Speaking at a conference called The Future of Automotive Leather in Bordeaux on March 24, Mr Peters said growth projections in the automotive industry in general and in the premium segment in particular in the next five years suggest to him that demand for automotive leather could expand from two billion square-feet per year at the moment to three billion square-feet by 2020.

He pointed out that he found this projection of the maximum increase in capacity “aggressive”, but said many millions of extra square-feet of finished leather are certain to be required. This change will come in the context of hide availability remaining more or less constant at around 275 million hides per year.

Mr Peters, founder of consultancy DLP Advisors and a leatherbiz columnist, told the conference: “The pie will remain the same size, but automotive is going to take a 25% share of it [compared to around 16% at the moment] and those hides are going to have to come from somewhere else in the leather industry.”

He explained that the most likely source of the extra automotive leather will be
tanners who move their production away from footwear to focus on cars instead. And, while he insisted it would be “no big deal” for beamhouses to adapt to this shift, he said retanning represents a major restraint at the moment.

“There is simply not enough retanning capacity in the world at the moment to satisfy the level of demand we are going to see from automotive,” he continued. He predicted that tanners in Mexico will increase their retanning capacity and continue to grow as an important source of automotive leather and that China “will grow astronomically”.
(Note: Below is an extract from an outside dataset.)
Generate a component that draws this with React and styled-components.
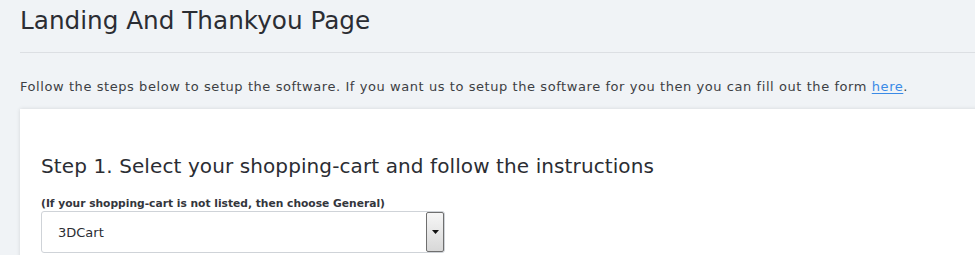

In Brazil, already the most important source of crust for automotive, he said the change that will occur is that Brazilian tanners, keen to add more value to the hides their country will continue to produce in large volumes, will finish and cut large volumes of automotive leather too. In addition, Mr Peters said the US would become a source of crust and finished leather again too.

And because the principle of suppliers setting up close to automotive production facilities will continue, he also predicted that enterprising companies will soon be setting up new automotive tanneries in Hungary and India.